▼▼▼
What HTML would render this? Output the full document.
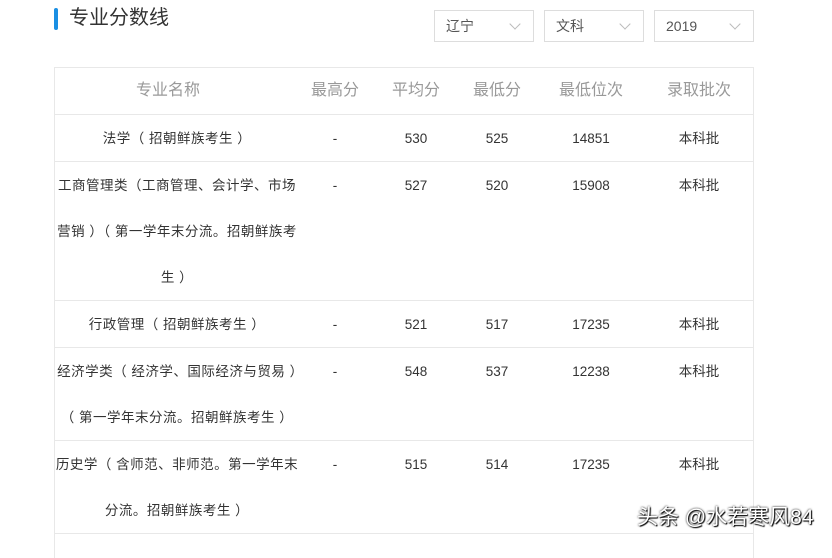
<!DOCTYPE html>
<html><head><meta charset="utf-8"><style>
body{margin:0;width:832px;height:545px;overflow:hidden;background:#fff;font-family:"Liberation Sans","Noto Sans CJK SC",sans-serif;color:#333;position:relative}
.bar{position:absolute;left:54px;top:8px;width:4px;height:22px;background:#1a8fe3;border-radius:2px}
.title{position:absolute;left:69px;top:5px;font-size:20px;color:#333;line-height:26px}
.sel{position:absolute;top:10px;width:98px;height:30px;border:1px solid #ddd;font-size:14px;line-height:30px;color:#555;box-sizing:content-box}
.sel span{position:absolute;left:11px}
.sel i{position:absolute;right:14px;top:9px;width:7px;height:7px;border-right:1px solid #bbb;border-bottom:1px solid #bbb;transform:rotate(45deg)}
.tbl{position:absolute;left:54px;top:67px;width:698px;height:490px;border:1px solid #e8e8e8;border-bottom:none}
.row{position:absolute;left:0;width:698px;border-bottom:1px solid #e8e8e8}
.c{position:absolute;top:1px;text-align:center;font-size:13.5px;line-height:46px}
.h .c{font-size:16px;color:#999;top:0}
.n{left:0;width:244px;letter-spacing:0.5px}
</style></head><body>
<div class="bar"></div><div class="title">专业分数线</div>
<div class="sel" style="left:434px"><span>辽宁</span><i></i></div>
<div class="sel" style="left:544px"><span>文科</span><i></i></div>
<div class="sel" style="left:654px"><span>2019</span><i></i></div>
<div class="tbl">
<div class="row h" style="top:0;height:46px"><div class="c n" style="width:226px;letter-spacing:0">专业名称</div><div class="c" style="left:240px;width:80px">最高分</div><div class="c" style="left:321px;width:80px">平均分</div><div class="c" style="left:402px;width:80px">最低分</div><div class="c" style="left:486px;width:100px">最低位次</div><div class="c" style="left:594px;width:100px">录取批次</div></div>
<div class="row" style="top:47px;height:46px"><div class="c n">法学（ 招朝鲜族考生 ）</div><div class="c" style="left:240px;width:80px">-</div><div class="c" style="left:321px;width:80px">530</div><div class="c" style="left:402px;width:80px">525</div><div class="c" style="left:486px;width:100px">14851</div><div class="c" style="left:594px;width:100px">本科批</div></div>
<div class="row" style="top:94px;height:138px"><div class="c n">工商管理类（工商管理、会计学、市场营销 ）（ 第一学年末分流。招朝鲜族考生 ）</div><div class="c" style="left:240px;width:80px">-</div><div class="c" style="left:321px;width:80px">527</div><div class="c" style="left:402px;width:80px">520</div><div class="c" style="left:486px;width:100px">15908</div><div class="c" style="left:594px;width:100px">本科批</div></div>
<div class="row" style="top:233px;height:46px"><div class="c n">行政管理（ 招朝鲜族考生 ）</div><div class="c" style="left:240px;width:80px">-</div><div class="c" style="left:321px;width:80px">521</div><div class="c" style="left:402px;width:80px">517</div><div class="c" style="left:486px;width:100px">17235</div><div class="c" style="left:594px;width:100px">本科批</div></div>
<div class="row" style="top:280px;height:92px"><div class="c n">经济学类（ 经济学、国际经济与贸易 ）（ 第一学年末分流。招朝鲜族考生 ）</div><div class="c" style="left:240px;width:80px">-</div><div class="c" style="left:321px;width:80px">548</div><div class="c" style="left:402px;width:80px">537</div><div class="c" style="left:486px;width:100px">12238</div><div class="c" style="left:594px;width:100px">本科批</div></div>
<div class="row" style="top:373px;height:92px"><div class="c n">历史学（ 含师范、非师范。第一学年末分流。招朝鲜族考生 ）</div><div class="c" style="left:240px;width:80px">-</div><div class="c" style="left:321px;width:80px">515</div><div class="c" style="left:402px;width:80px">514</div><div class="c" style="left:486px;width:100px">17235</div><div class="c" style="left:594px;width:100px">本科批</div></div>
</div>
<div style="position:absolute;left:637px;top:505px;font-size:21px;color:#fff;text-shadow:0 0 2px #000,1px 1px 1px #000;line-height:26px">头条 @水若寒风84</div>
</body></html>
▲▲▲
(REQUIRED TASK): Return the whole listing, word for word, and leave out every picture.

(EXPECTED OUTPUT):
What HTML would render this? Output the full document.
<!DOCTYPE html>
<html><head><meta charset="utf-8"><style>
body{margin:0;width:832px;height:545px;overflow:hidden;background:#fff;font-family:"Liberation Sans","Noto Sans CJK SC",sans-serif;color:#333;position:relative}
.bar{position:absolute;left:54px;top:8px;width:4px;height:22px;background:#1a8fe3;border-radius:2px}
.title{position:absolute;left:69px;top:5px;font-size:20px;color:#333;line-height:26px}
.sel{position:absolute;top:10px;width:98px;height:30px;border:1px solid #ddd;font-size:14px;line-height:30px;color:#555;box-sizing:content-box}
.sel span{position:absolute;left:11px}
.sel i{position:absolute;right:14px;top:9px;width:7px;height:7px;border-right:1px solid #bbb;border-bottom:1px solid #bbb;transform:rotate(45deg)}
.tbl{position:absolute;left:54px;top:67px;width:698px;height:490px;border:1px solid #e8e8e8;border-bottom:none}
.row{position:absolute;left:0;width:698px;border-bottom:1px solid #e8e8e8}
.c{position:absolute;top:1px;text-align:center;font-size:13.5px;line-height:46px}
.h .c{font-size:16px;color:#999;top:0}
.n{left:0;width:244px;letter-spacing:0.5px}
</style></head><body>
<div class="bar"></div><div class="title">专业分数线</div>
<div class="sel" style="left:434px"><span>辽宁</span><i></i></div>
<div class="sel" style="left:544px"><span>文科</span><i></i></div>
<div class="sel" style="left:654px"><span>2019</span><i></i></div>
<div class="tbl">
<div class="row h" style="top:0;height:46px"><div class="c n" style="width:226px;letter-spacing:0">专业名称</div><div class="c" style="left:240px;width:80px">最高分</div><div class="c" style="left:321px;width:80px">平均分</div><div class="c" style="left:402px;width:80px">最低分</div><div class="c" style="left:486px;width:100px">最低位次</div><div class="c" style="left:594px;width:100px">录取批次</div></div>
<div class="row" style="top:47px;height:46px"><div class="c n">法学（ 招朝鲜族考生 ）</div><div class="c" style="left:240px;width:80px">-</div><div class="c" style="left:321px;width:80px">530</div><div class="c" style="left:402px;width:80px">525</div><div class="c" style="left:486px;width:100px">14851</div><div class="c" style="left:594px;width:100px">本科批</div></div>
<div class="row" style="top:94px;height:138px"><div class="c n">工商管理类（工商管理、会计学、市场营销 ）（ 第一学年末分流。招朝鲜族考生 ）</div><div class="c" style="left:240px;width:80px">-</div><div class="c" style="left:321px;width:80px">527</div><div class="c" style="left:402px;width:80px">520</div><div class="c" style="left:486px;width:100px">15908</div><div class="c" style="left:594px;width:100px">本科批</div></div>
<div class="row" style="top:233px;height:46px"><div class="c n">行政管理（ 招朝鲜族考生 ）</div><div class="c" style="left:240px;width:80px">-</div><div class="c" style="left:321px;width:80px">521</div><div class="c" style="left:402px;width:80px">517</div><div class="c" style="left:486px;width:100px">17235</div><div class="c" style="left:594px;width:100px">本科批</div></div>
<div class="row" style="top:280px;height:92px"><div class="c n">经济学类（ 经济学、国际经济与贸易 ）（ 第一学年末分流。招朝鲜族考生 ）</div><div class="c" style="left:240px;width:80px">-</div><div class="c" style="left:321px;width:80px">548</div><div class="c" style="left:402px;width:80px">537</div><div class="c" style="left:486px;width:100px">12238</div><div class="c" style="left:594px;width:100px">本科批</div></div>
<div class="row" style="top:373px;height:92px"><div class="c n">历史学（ 含师范、非师范。第一学年末分流。招朝鲜族考生 ）</div><div class="c" style="left:240px;width:80px">-</div><div class="c" style="left:321px;width:80px">515</div><div class="c" style="left:402px;width:80px">514</div><div class="c" style="left:486px;width:100px">17235</div><div class="c" style="left:594px;width:100px">本科批</div></div>
</div>
<div style="position:absolute;left:637px;top:505px;font-size:21px;color:#fff;text-shadow:0 0 2px #000,1px 1px 1px #000;line-height:26px">头条 @水若寒风84</div>
</body></html>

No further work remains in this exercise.